If wisdom is, as St. Bernard of Clairvaux said, the ability to savor things as they really are, then making an effort to savor the true nature of human worship of the divine is time spent pursuing the highest of spiritual rewards. In an attempt to savor the fullness of the Catholic faith, some homeschooling parents recently expressed interest in attending a charismatic Life in the Spirit Seminar hosted by a Catholic parish in a central Pennsylvania university town. My experience as a professor who has taught scores of philosophy and theology courses at several Catholic colleges and universities has shown me the practical wisdom of reiterating information about various spiritual movements in the Church. Insights on how the charismatic movement impacts on the Roman Catholic faith tradition are neither rare nor novel, but are nonetheless part of the remedy needed for today’s theologically hard of hearing.

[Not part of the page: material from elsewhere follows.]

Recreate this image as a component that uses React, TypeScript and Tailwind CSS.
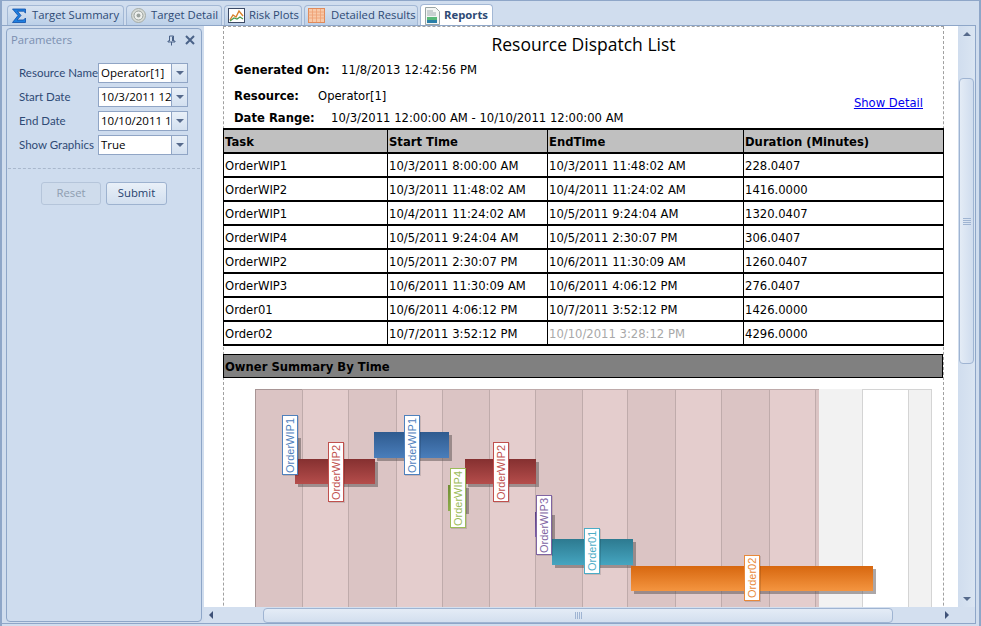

Enchanted as we are today by the cult of self-expression in all its guises — new prayer forms and postures, liturgical innovations, exercises in empowerment parading as catechetical programs — we seem more preoccupied with imaginary wounds to ecclesial communion than we are with the decades of theological bloodletting that continues to alienate the truth that binds us to the good. Like fundamentalism, the charismatic phenomenon often presents itself as a juggernaut that crosses denominational and faith boundaries. Like an appetite, the charismatic impulse goes out toward its fulfillment in a satisfying (and divine) object which it assimilates. The psychological and moral aspects of this appetite reveal a spiritual hunger, or desire, reminiscent of the medieval “concupiscent gaze” repudiated by SS Bernard and Augustine. The concupiscent gaze is a metaphor for the soul whose inner eye, or “eye of the heart” (oculus cordis), actively and aggressively consumes all in its path, instead of contemplating reality silently as a gift from on high.

The charismatic quest for paranormal experiences of God is also a desire for an ecstatic enclosing and enveloping of divine power, the spiritual parallel of St. Bernard’s image of a body that has become “all eye” in its consumptive gaze. Instead of approaching the spiritual life as a gourmand attacks a banquet table, however, Catholic mystics traditionally have savored the delights of divine things in the serene light of truth, with the aid of intellect, the in­strument that cleanses the inner eye by raising its gaze upward and beyond the experiential self.

According to St. Bernard, the process of spiritual detachment involves a purging of one’s body, will, and even memory, the storehouse of desire and experience, that “stomach,” “receptacle,” or “cesspit” that needs to be pumped out so that only humility and gratitude remain. This self-emptying of the spiritual ascent stands in sharp contrast to the self-centered metaphors of “filling up,” “empowering,” and “activating” that one meets in the charismatic vocabulary. Self-denial is also the condition for true communion with God and fellow man — a noble friendship fostered under the sun of reason, in contrast to the contrived pseudo-communion of ecstatic emotional dissolution.